GIVEN EXERCISE ▸ Return all lines with the word "React" in them.

INFORMATION SHOWN ▸
◆ ◆ ◆ ◆ ◆ ◆ ◆

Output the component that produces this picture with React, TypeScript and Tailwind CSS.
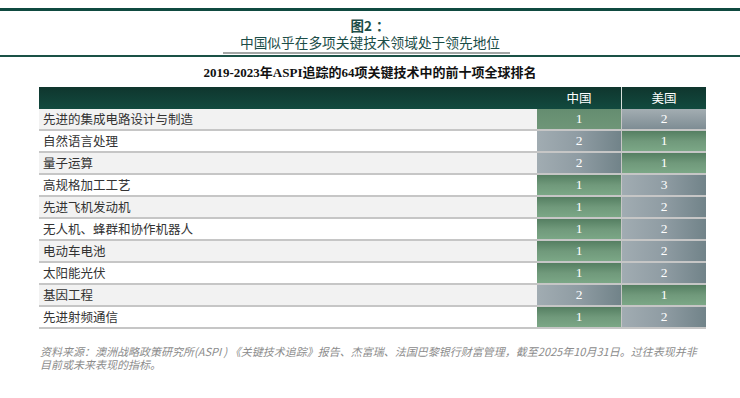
import React from "react";

const rows: [string, number, number][] = [
  ["先进的集成电路设计与制造", 1, 2],
  ["自然语言处理", 2, 1],
  ["量子运算", 2, 1],
  ["高规格加工工艺", 1, 3],
  ["先进飞机发动机", 1, 2],
  ["无人机、蜂群和协作机器人", 1, 2],
  ["电动车电池", 1, 2],
  ["太阳能光伏", 1, 2],
  ["基因工程", 2, 1],
  ["先进射频通信", 1, 2],
];

const cjk = { fontFamily: '"Noto Sans CJK SC", "Noto Sans", sans-serif' };
const serif = { fontFamily: '"Liberation Serif", "Noto Sans CJK SC", serif' };

function Cell({ v, first }: { v: number; first: boolean }) {
  const green = v === 1;
  const cls = green
    ? first
      ? "bg-gradient-to-b from-[#658d70] to-[#6f9678]"
      : "bg-gradient-to-b from-[#557f62] via-[#70997b] to-[#7ba786]"
    : first
    ? "bg-gradient-to-b from-[#a3adb2] to-[#7e8d94]"
    : "bg-gradient-to-r from-[#a1acb2] via-[#8f9ca3] to-[#718389]";
  return (
    <div
      className={`w-[84px] h-full flex items-center justify-center text-white text-[13.5px] ${cls}`}
      style={serif}
    >
      {v}
    </div>
  );
}

export default function App() {
  return (
    <div className="w-[740px] h-[398px] bg-white relative overflow-hidden" style={cjk}>
      <div className="pt-[8px]">
        <div className="h-[3px] bg-[#0f4a40]" />
      </div>
      <div className="flex flex-col items-center mt-[6px] text-[#1b4d47]">
        <div className="text-[13.5px] leading-[17px] font-bold">
          图2<span className="ml-[4px]">：</span>
        </div>
        <div className="text-[13.7px] leading-[17px]">中国似乎在多项关键技术领域处于领先地位</div>
      </div>
      <div className="flex justify-center mt-[1px]">
        <div className="w-[287px] h-[2px] bg-[#a3a6a5] ml-[-8px]" />
      </div>
      <div className="h-[2px] bg-[#1a5146] mt-[1px]" />
      <div className="flex justify-center mt-[7px]">
        <div
          className="text-[13px] leading-[18px] font-bold text-[#111]"
          style={serif}
        >
          2019-2023年ASPI追踪的64项关键技术中的前十项全球排名
        </div>
      </div>
      <div className="ml-[39px] w-[667px] mt-[5px]">
        <div className="flex h-[22px] bg-gradient-to-b from-[#0f362e] to-[#124a3f] text-white text-[12.5px]">
          <div className="flex-1" />
          <div className="w-[84px] flex items-center justify-center">中国</div>
          <div className="w-[1px] bg-[#d8e0dd]" />
          <div className="w-[84px] flex items-center justify-center">美国</div>
        </div>
        {rows.map(([name, cn, us], i) => (
          <div
            key={name}
            className={`flex h-[22px] border-b-[2px] border-[#c6c6c6] ${
              i % 2 === 0 ? "bg-[#f2f2f2]" : "bg-white"
            }`}
          >
            <div className="flex-1 flex items-center pl-[4px] text-[12.5px] text-[#333]">
              {name}
            </div>
            <Cell v={cn} first={i === 0} />
            <div className="w-[1px] bg-[#c6c6c6]" />
            <Cell v={us} first={i === 0} />
          </div>
        ))}
      </div>
      <div className="ml-[40px] mt-[16px] w-[680px] text-[11px] italic text-[#8c8c8c]">
        <div className="h-[13px] leading-[13px] whitespace-nowrap">
          资料来源：澳洲战略政策研究所(ASPI ) 《关键技术追踪》报告、杰富瑞、法国巴黎银行财富管理，截至2025年10月31日。过往表现并非
        </div>
        <div className="h-[13px] leading-[13px]">目前或未来表现的指标。</div>
      </div>
    </div>
  );
}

◆ ◆ ◆ ◆ ◆ ◆ ◆

REPLY ▸
Output the component that produces this picture with React, TypeScript and Tailwind CSS.
import React from "react";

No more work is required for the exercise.